The Wallace Line.

Blog

Index

regexp parsing in XQuery with replace()

I've often bemoaned the lack of the xsl:analyse-string construct in XQuery. Amongst the workarounds I've used is the rather awful technique of generating a fragment of XSLT and then executing it with the eXist-specific transform module. Priscilla Warmsley also has some functions in her functx module e.g. functx_get-matches. But I wasnt happy.

Recently I've realized that I can use replace() more intelligently to do the job. Here's the idea encapsulated in a function, which also generates a custom XML node, a bit like the list function of PHP which I also miss in XQuery.

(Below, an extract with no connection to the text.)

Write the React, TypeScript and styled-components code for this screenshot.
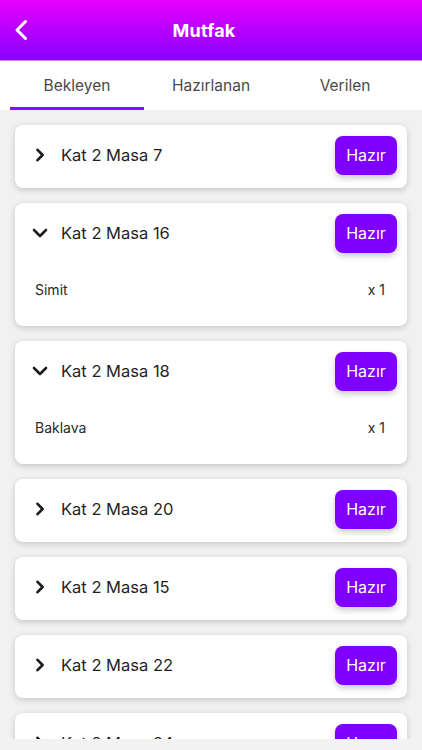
import React, { useState } from 'react'
import styled, { createGlobalStyle } from 'styled-components'

type Order = {
  id: number
  title: string
  items: { name: string; qty: number }[]
  open?: boolean
}

const orders: Order[] = [
  { id: 1, title: 'Kat 2 Masa 7', items: [{ name: 'Çay', qty: 2 }] },
  { id: 2, title: 'Kat 2 Masa 16', items: [{ name: 'Simit', qty: 1 }], open: true },
  { id: 3, title: 'Kat 2 Masa 18', items: [{ name: 'Baklava', qty: 1 }], open: true },
  { id: 4, title: 'Kat 2 Masa 20', items: [{ name: 'Kahve', qty: 1 }] },
  { id: 5, title: 'Kat 2 Masa 15', items: [{ name: 'Tost', qty: 1 }] },
  { id: 6, title: 'Kat 2 Masa 22', items: [{ name: 'Su', qty: 3 }] },
  { id: 7, title: 'Kat 2 Masa 24', items: [{ name: 'Ayran', qty: 1 }] },
]

const tabs = ['Bekleyen', 'Hazırlanan', 'Verilen']

export default function App() {
  const [tab, setTab] = useState(0)
  const [open, setOpen] = useState<number[]>(orders.filter((o) => o.open).map((o) => o.id))

  const toggle = (id: number) => {
    setOpen(open.includes(id) ? open.filter((x) => x !== id) : [...open, id])
  }

  return (
    <Screen>
      <GlobalStyle />
      <Header>
        <BackButton aria-label="Geri">
          <svg width="14" height="22" viewBox="0 0 14 22" fill="none">
            <path d="M11.5 2.5L3 11l8.5 8.5" stroke="#fff" strokeWidth="3" strokeLinecap="round" strokeLinejoin="round" />
          </svg>
        </BackButton>
        <Title>Mutfak</Title>
      </Header>
      <TabBar>
        {tabs.map((t, i) => (
          <Tab key={t} active={i === tab} onClick={() => setTab(i)}>
            {t}
          </Tab>
        ))}
      </TabBar>
      <List>
        {orders.map((o) => {
          const isOpen = open.includes(o.id)
          return (
            <Card key={o.id}>
              <CardHead onClick={() => toggle(o.id)}>
                <Chevron>
                  {isOpen ? (
                    <svg width="16" height="10" viewBox="0 0 16 10" fill="none">
                      <path d="M2 2l6 6 6-6" stroke="#1c1c1c" strokeWidth="2.6" strokeLinecap="round" strokeLinejoin="round" />
                    </svg>
                  ) : (
                    <svg width="10" height="14" viewBox="0 0 10 14" fill="none">
                      <path d="M2.5 1.8L7.6 7l-5.1 5.2" stroke="#1c1c1c" strokeWidth="2.6" strokeLinecap="round" strokeLinejoin="round" />
                    </svg>
                  )}
                </Chevron>
                <TableName>{o.title}</TableName>
                <ReadyButton onClick={(e) => e.stopPropagation()}>Hazır</ReadyButton>
              </CardHead>
              {isOpen && (
                <CardBody>
                  {o.items.map((it) => (
                    <ItemRow key={it.name}>
                      <span>{it.name}</span>
                      <span>x {it.qty}</span>
                    </ItemRow>
                  ))}
                </CardBody>
              )}
            </Card>
          )
        })}
      </List>
      <BottomBar />
    </Screen>
  )
}

const GlobalStyle = createGlobalStyle`
  body {
    margin: 0;
    background: #f1f1f1;
    font-family: Inter, "Noto Sans", "Liberation Sans", sans-serif;
  }
`

const Screen = styled.div`
  width: 422px;
  height: 750px;
  display: flex;
  flex-direction: column;
  overflow: hidden;
  background: #f1f1f1;
`

const Header = styled.header`
  height: 60px;
  flex-shrink: 0;
  display: flex;
  align-items: center;
  justify-content: center;
  padding-right: 14px;
  position: relative;
  background: linear-gradient(180deg, #e600fd 0%, #b200ff 55%, #8a00ff 100%);
  border-bottom: 1px solid #c58cff;
`

const BackButton = styled.button`
  position: absolute;
  left: 14px;
  top: 19px;
  padding: 0;
  border: none;
  background: none;
  display: flex;
  cursor: pointer;
`

const Title = styled.h1`
  margin: 0;
  color: #fff;
  font-size: 18px;
  font-weight: 700;
  letter-spacing: 0.2px;
`

const TabBar = styled.nav`
  height: 49px;
  flex-shrink: 0;
  display: grid;
  grid-template-columns: repeat(3, 1fr);
  padding: 0 10px;
  background: #fff;
`

const Tab = styled.div<{ active?: boolean }>`
  display: flex;
  align-items: center;
  justify-content: center;
  padding-top: 2px;
  font-size: 15.5px;
  color: #4a4a4a;
  border-bottom: 3px solid ${(p) => (p.active ? '#8a0cff' : 'transparent')};
  cursor: pointer;
`

const List = styled.main`
  flex: 1;
  overflow: hidden;
  display: flex;
  flex-direction: column;
  gap: 15px;
  padding: 15px 15px 0;
`

const BottomBar = styled.div`
  height: 11px;
  flex-shrink: 0;
  background: #f2f2f2;
`

const Card = styled.section`
  flex-shrink: 0;
  background: #fff;
  border-radius: 8px;
  box-shadow: 0 2px 6px rgba(0, 0, 0, 0.18);
`

const CardHead = styled.div`
  height: 63px;
  box-sizing: border-box;
  display: flex;
  align-items: center;
  padding: 0 10px 3px 17px;
  cursor: pointer;
`

const Chevron = styled.span`
  width: 16px;
  display: flex;
  justify-content: center;
  margin-right: 13px;
`

const TableName = styled.span`
  flex: 1;
  font-size: 16.5px;
  color: #1f1f1f;
`

const ReadyButton = styled.button`
  width: 62px;
  height: 39px;
  border: none;
  border-radius: 8px;
  background: #8000ff;
  color: #fff;
  font-family: inherit;
  font-size: 16px;
  box-shadow: 0 3px 6px rgba(0, 0, 0, 0.22);
  cursor: pointer;
`

const CardBody = styled.div`
  padding: 14px 22px 26px 20px;
`

const ItemRow = styled.div`
  display: flex;
  justify-content: space-between;
  font-size: 14px;
  line-height: 20px;
  color: #2a2a2a;
`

declare function local:match(
       $source as xs:string,
       $pattern as xs:string,
       $names as xs:string+,
       $sep ) as element(data) {
   let $target := string-join(for $i in (1 to count($names)) return concat ("$",$i),$sep)
   let $filledTarget := replace($source,$pattern,$target)
   return 
     if (contains($filledTarget,$sep)) (: it was matched :)
     then 
      element data 
       { for $string at $i in  tokenize($filledTarget,$sep)
         return 
           element {$names[$i]} {normalize-space($string)}
       }
    else ()
};

and used like this :



let $s := "x: 123 y:678"
let $data := local:match($s,"x:\s*(\d+)\s*y:\s*(\d+)",("x","y"),";;")
return $data

returns



<data>
 <x>123</x>
 <y>678</y>
</data>

and can access the parsed variables as $data/x, $data/y.

Here $target is created as "$1;;$2" . After a successful match, the matched groups are inserted into the target so $filledTarget = "123;;678". tokenize() separates this into ("123","678"). Finally the element "data" is constructed with the named subelements. You can choose the separator to be something which doesnt occur in the source string.

I've recently found this poor-man's parse very useful in writing scapers.